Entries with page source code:
▼▼▼

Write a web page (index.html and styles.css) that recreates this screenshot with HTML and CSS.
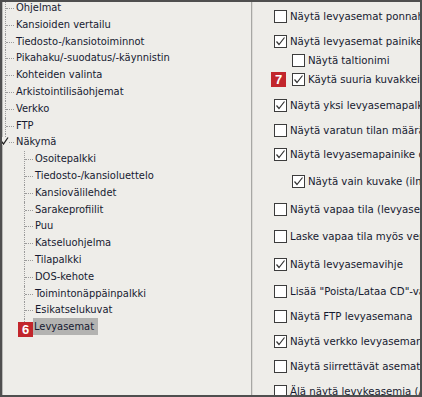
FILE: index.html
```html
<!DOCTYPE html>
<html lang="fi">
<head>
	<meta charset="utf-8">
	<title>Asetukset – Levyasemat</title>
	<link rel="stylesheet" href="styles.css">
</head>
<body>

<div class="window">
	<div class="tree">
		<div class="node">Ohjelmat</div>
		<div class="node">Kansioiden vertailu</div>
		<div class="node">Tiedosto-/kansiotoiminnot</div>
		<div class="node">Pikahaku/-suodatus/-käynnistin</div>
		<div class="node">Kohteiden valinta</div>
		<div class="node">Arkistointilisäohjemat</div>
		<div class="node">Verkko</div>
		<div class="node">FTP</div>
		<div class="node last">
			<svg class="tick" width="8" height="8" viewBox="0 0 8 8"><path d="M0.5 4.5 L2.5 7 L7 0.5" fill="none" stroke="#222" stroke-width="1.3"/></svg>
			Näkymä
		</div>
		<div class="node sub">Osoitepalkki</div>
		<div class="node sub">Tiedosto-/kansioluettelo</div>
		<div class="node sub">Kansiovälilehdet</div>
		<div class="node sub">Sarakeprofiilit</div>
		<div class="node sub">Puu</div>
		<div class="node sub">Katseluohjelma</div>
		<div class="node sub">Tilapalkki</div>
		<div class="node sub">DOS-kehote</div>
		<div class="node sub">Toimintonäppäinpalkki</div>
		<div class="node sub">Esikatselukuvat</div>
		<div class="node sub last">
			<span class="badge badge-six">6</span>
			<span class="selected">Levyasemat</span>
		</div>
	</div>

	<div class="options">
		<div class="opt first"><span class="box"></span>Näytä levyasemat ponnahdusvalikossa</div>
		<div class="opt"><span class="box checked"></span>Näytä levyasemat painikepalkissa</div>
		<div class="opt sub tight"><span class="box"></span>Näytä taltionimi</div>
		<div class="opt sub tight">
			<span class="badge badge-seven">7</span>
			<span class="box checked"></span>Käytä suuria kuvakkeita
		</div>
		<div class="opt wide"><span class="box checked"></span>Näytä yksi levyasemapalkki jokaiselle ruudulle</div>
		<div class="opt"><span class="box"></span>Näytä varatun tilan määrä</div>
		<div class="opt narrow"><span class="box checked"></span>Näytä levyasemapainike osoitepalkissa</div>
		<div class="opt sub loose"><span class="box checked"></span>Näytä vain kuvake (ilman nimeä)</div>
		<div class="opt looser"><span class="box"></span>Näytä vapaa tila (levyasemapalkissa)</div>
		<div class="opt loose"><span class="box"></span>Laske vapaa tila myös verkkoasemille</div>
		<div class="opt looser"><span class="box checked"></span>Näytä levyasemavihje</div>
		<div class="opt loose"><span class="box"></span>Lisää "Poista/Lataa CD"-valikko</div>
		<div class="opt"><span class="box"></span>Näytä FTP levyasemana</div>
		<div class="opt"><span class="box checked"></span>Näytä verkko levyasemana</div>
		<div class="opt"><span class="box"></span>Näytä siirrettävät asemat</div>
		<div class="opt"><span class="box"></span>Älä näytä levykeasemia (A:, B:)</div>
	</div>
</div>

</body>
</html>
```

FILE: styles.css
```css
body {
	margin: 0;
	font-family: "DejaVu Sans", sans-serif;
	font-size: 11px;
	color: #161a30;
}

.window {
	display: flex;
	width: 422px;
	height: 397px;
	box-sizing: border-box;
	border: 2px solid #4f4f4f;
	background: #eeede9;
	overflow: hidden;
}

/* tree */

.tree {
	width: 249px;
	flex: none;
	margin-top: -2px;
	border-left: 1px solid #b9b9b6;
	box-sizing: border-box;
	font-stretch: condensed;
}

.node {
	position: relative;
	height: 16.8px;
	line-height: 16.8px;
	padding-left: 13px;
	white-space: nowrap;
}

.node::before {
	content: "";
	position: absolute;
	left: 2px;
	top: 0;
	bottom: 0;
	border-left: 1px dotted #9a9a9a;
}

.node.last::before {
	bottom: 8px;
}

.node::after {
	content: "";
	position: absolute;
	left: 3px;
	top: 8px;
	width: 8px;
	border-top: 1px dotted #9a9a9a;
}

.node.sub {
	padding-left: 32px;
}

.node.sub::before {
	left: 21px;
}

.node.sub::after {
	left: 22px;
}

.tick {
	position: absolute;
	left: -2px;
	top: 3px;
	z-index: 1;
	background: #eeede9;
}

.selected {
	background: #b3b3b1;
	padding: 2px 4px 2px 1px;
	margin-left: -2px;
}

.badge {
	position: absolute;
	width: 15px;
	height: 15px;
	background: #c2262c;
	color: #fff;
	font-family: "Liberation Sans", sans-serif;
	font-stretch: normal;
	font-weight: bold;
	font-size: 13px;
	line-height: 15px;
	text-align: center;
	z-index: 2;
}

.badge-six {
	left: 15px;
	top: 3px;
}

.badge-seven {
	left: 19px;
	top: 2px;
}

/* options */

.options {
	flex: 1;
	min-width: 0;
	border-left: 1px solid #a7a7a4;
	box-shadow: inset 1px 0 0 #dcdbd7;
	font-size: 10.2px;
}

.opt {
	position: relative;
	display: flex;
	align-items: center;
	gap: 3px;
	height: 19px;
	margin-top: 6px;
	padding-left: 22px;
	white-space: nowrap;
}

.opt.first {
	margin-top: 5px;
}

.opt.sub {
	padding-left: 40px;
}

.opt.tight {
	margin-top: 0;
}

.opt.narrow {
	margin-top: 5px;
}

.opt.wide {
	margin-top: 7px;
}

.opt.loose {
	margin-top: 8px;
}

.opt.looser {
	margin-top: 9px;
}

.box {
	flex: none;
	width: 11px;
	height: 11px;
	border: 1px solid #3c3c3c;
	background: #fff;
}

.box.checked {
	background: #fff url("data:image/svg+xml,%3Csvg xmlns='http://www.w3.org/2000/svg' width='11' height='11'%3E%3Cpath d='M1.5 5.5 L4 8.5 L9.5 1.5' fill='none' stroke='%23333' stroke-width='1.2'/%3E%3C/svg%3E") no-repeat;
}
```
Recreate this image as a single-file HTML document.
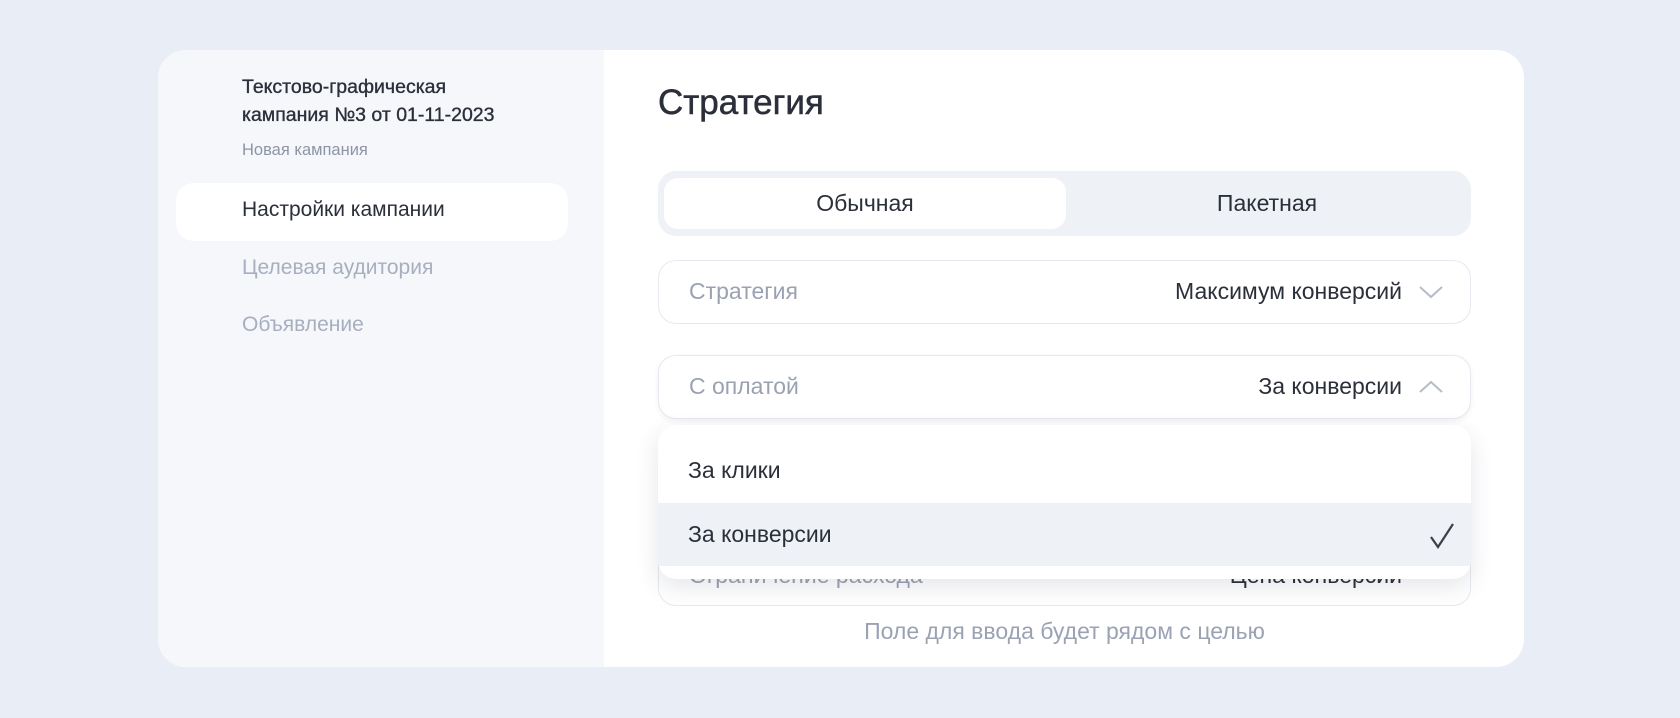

▲▲▲

_GOAL:_ Skip the pictures, then retype every line above exactly.

_ANSWER TO THE PROBLEM:_
Write a web page (index.html and styles.css) that recreates this screenshot with HTML and CSS.
FILE: index.html
```html
<!DOCTYPE html>
<html lang="fi">
<head>
	<meta charset="utf-8">
	<title>Asetukset – Levyasemat</title>
	<link rel="stylesheet" href="styles.css">
</head>
<body>

<div class="window">
	<div class="tree">
		<div class="node">Ohjelmat</div>
		<div class="node">Kansioiden vertailu</div>
		<div class="node">Tiedosto-/kansiotoiminnot</div>
		<div class="node">Pikahaku/-suodatus/-käynnistin</div>
		<div class="node">Kohteiden valinta</div>
		<div class="node">Arkistointilisäohjemat</div>
		<div class="node">Verkko</div>
		<div class="node">FTP</div>
		<div class="node last">
			<svg class="tick" width="8" height="8" viewBox="0 0 8 8"><path d="M0.5 4.5 L2.5 7 L7 0.5" fill="none" stroke="#222" stroke-width="1.3"/></svg>
			Näkymä
		</div>
		<div class="node sub">Osoitepalkki</div>
		<div class="node sub">Tiedosto-/kansioluettelo</div>
		<div class="node sub">Kansiovälilehdet</div>
		<div class="node sub">Sarakeprofiilit</div>
		<div class="node sub">Puu</div>
		<div class="node sub">Katseluohjelma</div>
		<div class="node sub">Tilapalkki</div>
		<div class="node sub">DOS-kehote</div>
		<div class="node sub">Toimintonäppäinpalkki</div>
		<div class="node sub">Esikatselukuvat</div>
		<div class="node sub last">
			<span class="badge badge-six">6</span>
			<span class="selected">Levyasemat</span>
		</div>
	</div>

	<div class="options">
		<div class="opt first"><span class="box"></span>Näytä levyasemat ponnahdusvalikossa</div>
		<div class="opt"><span class="box checked"></span>Näytä levyasemat painikepalkissa</div>
		<div class="opt sub tight"><span class="box"></span>Näytä taltionimi</div>
		<div class="opt sub tight">
			<span class="badge badge-seven">7</span>
			<span class="box checked"></span>Käytä suuria kuvakkeita
		</div>
		<div class="opt wide"><span class="box checked"></span>Näytä yksi levyasemapalkki jokaiselle ruudulle</div>
		<div class="opt"><span class="box"></span>Näytä varatun tilan määrä</div>
		<div class="opt narrow"><span class="box checked"></span>Näytä levyasemapainike osoitepalkissa</div>
		<div class="opt sub loose"><span class="box checked"></span>Näytä vain kuvake (ilman nimeä)</div>
		<div class="opt looser"><span class="box"></span>Näytä vapaa tila (levyasemapalkissa)</div>
		<div class="opt loose"><span class="box"></span>Laske vapaa tila myös verkkoasemille</div>
		<div class="opt looser"><span class="box checked"></span>Näytä levyasemavihje</div>
		<div class="opt loose"><span class="box"></span>Lisää "Poista/Lataa CD"-valikko</div>
		<div class="opt"><span class="box"></span>Näytä FTP levyasemana</div>
		<div class="opt"><span class="box checked"></span>Näytä verkko levyasemana</div>
		<div class="opt"><span class="box"></span>Näytä siirrettävät asemat</div>
		<div class="opt"><span class="box"></span>Älä näytä levykeasemia (A:, B:)</div>
	</div>
</div>

</body>
</html>
```

FILE: styles.css
```css
body {
	margin: 0;
	font-family: "DejaVu Sans", sans-serif;
	font-size: 11px;
	color: #161a30;
}

.window {
	display: flex;
	width: 422px;
	height: 397px;
	box-sizing: border-box;
	border: 2px solid #4f4f4f;
	background: #eeede9;
	overflow: hidden;
}

/* tree */

.tree {
	width: 249px;
	flex: none;
	margin-top: -2px;
	border-left: 1px solid #b9b9b6;
	box-sizing: border-box;
	font-stretch: condensed;
}

.node {
	position: relative;
	height: 16.8px;
	line-height: 16.8px;
	padding-left: 13px;
	white-space: nowrap;
}

.node::before {
	content: "";
	position: absolute;
	left: 2px;
	top: 0;
	bottom: 0;
	border-left: 1px dotted #9a9a9a;
}

.node.last::before {
	bottom: 8px;
}

.node::after {
	content: "";
	position: absolute;
	left: 3px;
	top: 8px;
	width: 8px;
	border-top: 1px dotted #9a9a9a;
}

.node.sub {
	padding-left: 32px;
}

.node.sub::before {
	left: 21px;
}

.node.sub::after {
	left: 22px;
}

.tick {
	position: absolute;
	left: -2px;
	top: 3px;
	z-index: 1;
	background: #eeede9;
}

.selected {
	background: #b3b3b1;
	padding: 2px 4px 2px 1px;
	margin-left: -2px;
}

.badge {
	position: absolute;
	width: 15px;
	height: 15px;
	background: #c2262c;
	color: #fff;
	font-family: "Liberation Sans", sans-serif;
	font-stretch: normal;
	font-weight: bold;
	font-size: 13px;
	line-height: 15px;
	text-align: center;
	z-index: 2;
}

.badge-six {
	left: 15px;
	top: 3px;
}

.badge-seven {
	left: 19px;
	top: 2px;
}

/* options */

.options {
	flex: 1;
	min-width: 0;
	border-left: 1px solid #a7a7a4;
	box-shadow: inset 1px 0 0 #dcdbd7;
	font-size: 10.2px;
}

.opt {
	position: relative;
	display: flex;
	align-items: center;
	gap: 3px;
	height: 19px;
	margin-top: 6px;
	padding-left: 22px;
	white-space: nowrap;
}

.opt.first {
	margin-top: 5px;
}

.opt.sub {
	padding-left: 40px;
}

.opt.tight {
	margin-top: 0;
}

.opt.narrow {
	margin-top: 5px;
}

.opt.wide {
	margin-top: 7px;
}

.opt.loose {
	margin-top: 8px;
}

.opt.looser {
	margin-top: 9px;
}

.box {
	flex: none;
	width: 11px;
	height: 11px;
	border: 1px solid #3c3c3c;
	background: #fff;
}

.box.checked {
	background: #fff url("data:image/svg+xml,%3Csvg xmlns='http://www.w3.org/2000/svg' width='11' height='11'%3E%3Cpath d='M1.5 5.5 L4 8.5 L9.5 1.5' fill='none' stroke='%23333' stroke-width='1.2'/%3E%3C/svg%3E") no-repeat;
}
```
Recreate this image as a single-file HTML document.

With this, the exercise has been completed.